Bwindi Forest is home to over 220 tree species which is more than half of the total number of tree species in the whole country. This includes the ebony tree species, one of the most expensive woods on the planet, and the quintessential image of the African’s deep-toned beauty. Also called “The place of darkness,” Bwindi is frighteningly dark, especially at night. About two-thirds of Bwindi has an elevation of over 6,000 feet above sea level. For bird watchers, Bwindi offers a colorful feast featuring over 340 species of beautiful birds of which at least 311 are found nowhere else on the planet.

  • Bwindi Forest Location: Bwindi is located in south-western Uganda in Kanungu District on the edge of Uganda’s border with the Democratic Republic of Congo (DRC).
  • Direction: The forest is 500kms (approx. 311 miles) from the capital, Kampala.

Gorilla Trekking In Bwindi Forest

If you want to see mountain gorillas, you really don’t have many options. You’ll have to make the trip to Bwindi. All mountain gorillas on the planet live either in Bwindi or in the expansive Virunga mountain range that spans the three countries of Rwanda, DRC, and Uganda. Of these two destinations, however, Bwindi has the largest number of mountain gorillas, is more accessible, and has more affordable gorilla trekking packages. While Bwindi is open all year and travelers can see gorillas at any time of the year, the dry months of June to August are usually perfect. There are several tour companies you can work with so you’ll want to compare their prices, online reviews, and number of gorilla trekking permits. For accommodation, there are also several hotels and lodges, in serene environments surrounded by breathtaking vistas that charge as little as $50 a night—for bed and breakfast.

The mountain gorillas in Bwindi are habituated. That means they’ve been gently introduced to the presence of human beings as part of their forest community. Therefore you should not fear that they’ll view you as dangerous intruders and break all your bones with one power-packed punch. Instead, brace yourself for a warm welcome. If you’re lucky, even a hug. Just blink first—and lower your head—if you find yourself in extended eye contact.
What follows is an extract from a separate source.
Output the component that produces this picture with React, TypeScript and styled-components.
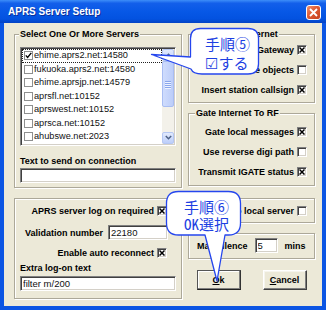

At Bwindi, there are four sectors; essentially demarcated trekking areas. Rushaga, the most famous and best, is located on the southern borders, a 3-hour drive from Kigali—its best access point. Of the four, Rushaga has the highest number of mountain gorillas. Also, only Rushaga offers a thrilling, close-up gorilla habituation experience, one of the most surreal animal encounters you’ll ever have—at a tidy sum of $1,500— for up to four hours. For stunning, panoramic scenes, with amazing hilly cascades at every turn of the eye, no sector holds a candle to Rushaga. Still, the Buhoma sector in the north will be gentler on your calf muscles as the terrain is gentler and gentle giants are easier to spot.

There’s also the Nkuringo sector, a tough, hilly section beside Rushaga but which offers the chance to interact with the Batwa people, the native pygmies who used to live in this dense jungle. Then there’s the Ruhija sector on the east, a cold, majestic quietness of sliding ridge after sliding ridge where nature’s gloom is gloriously beautiful. Ruhija has few gorilla families (only three), but not a few attractions. It’s is a bird-watching paradise. Lake Bunyonyi, one of the safest in Africa (no crocodiles or hippos) is at the heart of Ruhija. In the local language, Ruhija means a “Place of many little birds.” True to that, the lake is home to some unique 200 species of birds. Also, within Ruhija is Rwamunyonyi peak, the highest point in the whole forest, known for its freezing coldness. Natives call it the “hill of many birds.”

Gorilla trekking at any of these sectors is usually a game of chance. You can spot a gorilla family after only 20 minutes of setting out. You can also take 6 hours. Nature is sometimes unpredictable. Once you meet them, you’ll have one hour with them—to observe them and take pictures. Make no mistake, that hour will look like a minute. A trekking permit goes for $700. The experience, however, makes that figure look damn cheap.

Gorillas are powerful. Their bite is twice as powerful as that of a lion and is the most powerful of all primates. You have the chance to witness this incredible power and poise at the Bwindi (Impenetrable) Forest.